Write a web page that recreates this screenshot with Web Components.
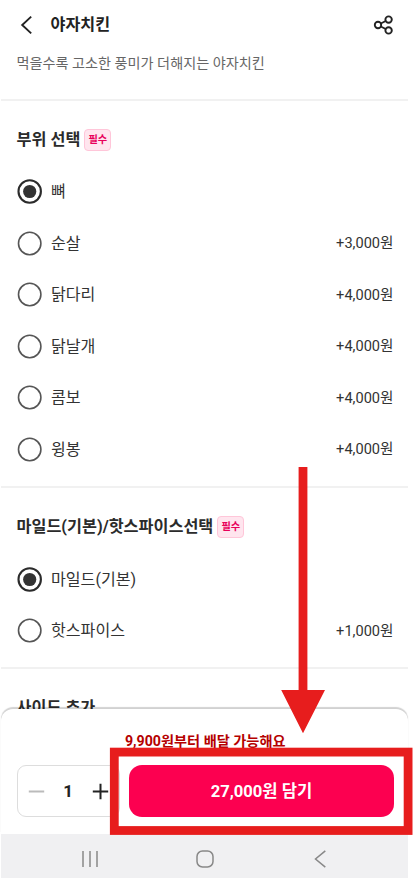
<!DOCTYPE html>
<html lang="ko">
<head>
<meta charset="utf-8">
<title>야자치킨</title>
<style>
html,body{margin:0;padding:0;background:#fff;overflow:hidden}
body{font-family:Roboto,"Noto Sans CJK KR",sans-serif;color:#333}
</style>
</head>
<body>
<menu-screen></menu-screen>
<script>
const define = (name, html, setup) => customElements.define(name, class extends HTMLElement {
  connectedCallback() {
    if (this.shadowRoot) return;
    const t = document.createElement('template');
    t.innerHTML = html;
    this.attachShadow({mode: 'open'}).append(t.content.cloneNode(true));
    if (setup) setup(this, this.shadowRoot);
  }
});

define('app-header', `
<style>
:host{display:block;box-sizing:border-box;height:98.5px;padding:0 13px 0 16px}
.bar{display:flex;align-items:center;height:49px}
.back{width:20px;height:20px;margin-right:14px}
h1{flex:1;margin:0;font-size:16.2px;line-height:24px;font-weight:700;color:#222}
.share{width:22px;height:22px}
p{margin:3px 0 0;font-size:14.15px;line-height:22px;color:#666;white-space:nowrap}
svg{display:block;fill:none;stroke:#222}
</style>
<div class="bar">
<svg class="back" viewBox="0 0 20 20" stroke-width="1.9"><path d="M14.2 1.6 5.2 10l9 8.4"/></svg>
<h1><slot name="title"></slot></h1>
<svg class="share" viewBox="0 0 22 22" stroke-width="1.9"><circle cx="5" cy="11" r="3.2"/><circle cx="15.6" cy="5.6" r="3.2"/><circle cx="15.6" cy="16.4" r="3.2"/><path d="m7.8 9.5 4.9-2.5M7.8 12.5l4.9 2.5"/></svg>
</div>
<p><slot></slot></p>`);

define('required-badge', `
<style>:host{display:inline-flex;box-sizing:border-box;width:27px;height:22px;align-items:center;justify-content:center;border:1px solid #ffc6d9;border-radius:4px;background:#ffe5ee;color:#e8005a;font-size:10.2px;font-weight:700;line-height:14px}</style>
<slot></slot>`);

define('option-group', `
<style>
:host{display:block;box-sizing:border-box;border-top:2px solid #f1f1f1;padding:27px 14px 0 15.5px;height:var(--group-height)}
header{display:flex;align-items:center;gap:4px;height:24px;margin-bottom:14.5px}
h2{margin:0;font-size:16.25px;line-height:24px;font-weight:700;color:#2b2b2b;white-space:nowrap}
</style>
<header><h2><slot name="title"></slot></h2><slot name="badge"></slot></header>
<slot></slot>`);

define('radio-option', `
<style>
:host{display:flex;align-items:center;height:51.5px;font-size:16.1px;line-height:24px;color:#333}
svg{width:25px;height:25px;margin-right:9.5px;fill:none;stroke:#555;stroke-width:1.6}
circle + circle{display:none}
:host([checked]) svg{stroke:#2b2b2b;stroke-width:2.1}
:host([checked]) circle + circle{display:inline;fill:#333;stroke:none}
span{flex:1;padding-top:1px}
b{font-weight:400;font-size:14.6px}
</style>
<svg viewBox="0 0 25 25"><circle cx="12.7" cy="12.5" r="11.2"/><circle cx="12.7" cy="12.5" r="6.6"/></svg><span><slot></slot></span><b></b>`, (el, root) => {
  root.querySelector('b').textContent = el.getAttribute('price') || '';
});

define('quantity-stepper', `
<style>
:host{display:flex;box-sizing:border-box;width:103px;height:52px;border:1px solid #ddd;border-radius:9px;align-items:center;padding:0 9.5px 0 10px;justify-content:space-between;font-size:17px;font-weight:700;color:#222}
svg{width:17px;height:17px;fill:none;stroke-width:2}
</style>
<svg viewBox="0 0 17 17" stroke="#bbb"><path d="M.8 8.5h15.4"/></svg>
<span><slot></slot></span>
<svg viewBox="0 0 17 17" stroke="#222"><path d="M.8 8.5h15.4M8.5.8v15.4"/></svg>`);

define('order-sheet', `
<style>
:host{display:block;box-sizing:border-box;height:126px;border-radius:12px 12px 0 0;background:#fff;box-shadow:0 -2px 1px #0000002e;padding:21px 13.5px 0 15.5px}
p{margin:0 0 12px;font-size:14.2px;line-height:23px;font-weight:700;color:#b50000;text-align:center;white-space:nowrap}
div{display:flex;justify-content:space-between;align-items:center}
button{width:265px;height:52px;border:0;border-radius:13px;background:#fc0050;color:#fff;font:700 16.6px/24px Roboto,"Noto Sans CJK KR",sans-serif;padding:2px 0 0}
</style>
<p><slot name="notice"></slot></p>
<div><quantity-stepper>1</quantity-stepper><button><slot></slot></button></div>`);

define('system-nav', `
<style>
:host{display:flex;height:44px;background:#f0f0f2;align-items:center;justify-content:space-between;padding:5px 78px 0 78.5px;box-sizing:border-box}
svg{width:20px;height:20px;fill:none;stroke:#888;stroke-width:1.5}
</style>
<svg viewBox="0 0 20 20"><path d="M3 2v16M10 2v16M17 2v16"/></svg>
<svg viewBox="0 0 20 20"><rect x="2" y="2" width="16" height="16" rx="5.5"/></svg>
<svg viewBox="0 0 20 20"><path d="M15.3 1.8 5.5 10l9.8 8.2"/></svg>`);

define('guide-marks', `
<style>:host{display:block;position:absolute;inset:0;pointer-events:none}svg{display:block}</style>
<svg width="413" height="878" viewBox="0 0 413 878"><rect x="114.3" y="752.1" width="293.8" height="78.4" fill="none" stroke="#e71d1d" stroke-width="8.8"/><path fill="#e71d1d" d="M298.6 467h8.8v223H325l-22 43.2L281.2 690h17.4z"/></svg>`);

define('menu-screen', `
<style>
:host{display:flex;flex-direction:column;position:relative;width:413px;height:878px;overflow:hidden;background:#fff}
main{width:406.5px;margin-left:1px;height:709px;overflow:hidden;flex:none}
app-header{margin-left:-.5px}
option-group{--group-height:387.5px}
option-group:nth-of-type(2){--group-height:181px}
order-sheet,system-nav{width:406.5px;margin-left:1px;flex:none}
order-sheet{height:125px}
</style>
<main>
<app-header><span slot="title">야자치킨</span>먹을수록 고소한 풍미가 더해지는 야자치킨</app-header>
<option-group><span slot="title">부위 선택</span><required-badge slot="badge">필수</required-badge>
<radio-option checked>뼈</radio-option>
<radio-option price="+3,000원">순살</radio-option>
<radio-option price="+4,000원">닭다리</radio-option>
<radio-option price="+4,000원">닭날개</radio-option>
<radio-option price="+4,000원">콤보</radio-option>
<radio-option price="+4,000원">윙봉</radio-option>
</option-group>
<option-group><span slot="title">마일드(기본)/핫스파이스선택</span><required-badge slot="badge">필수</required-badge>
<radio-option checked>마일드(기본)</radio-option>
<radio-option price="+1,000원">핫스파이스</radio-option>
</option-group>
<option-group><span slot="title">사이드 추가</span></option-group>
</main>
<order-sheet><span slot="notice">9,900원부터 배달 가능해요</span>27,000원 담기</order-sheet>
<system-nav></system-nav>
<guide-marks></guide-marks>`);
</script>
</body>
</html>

==*==

### YOUR TASK
Go through the material above and copy each line that has the word "this".

### EXPECTED ANSWER
Write a web page that recreates this screenshot with Web Components.
    if (this.shadowRoot) return;
    this.attachShadow({mode: 'open'}).append(t.content.cloneNode(true));
    if (setup) setup(this, this.shadowRoot);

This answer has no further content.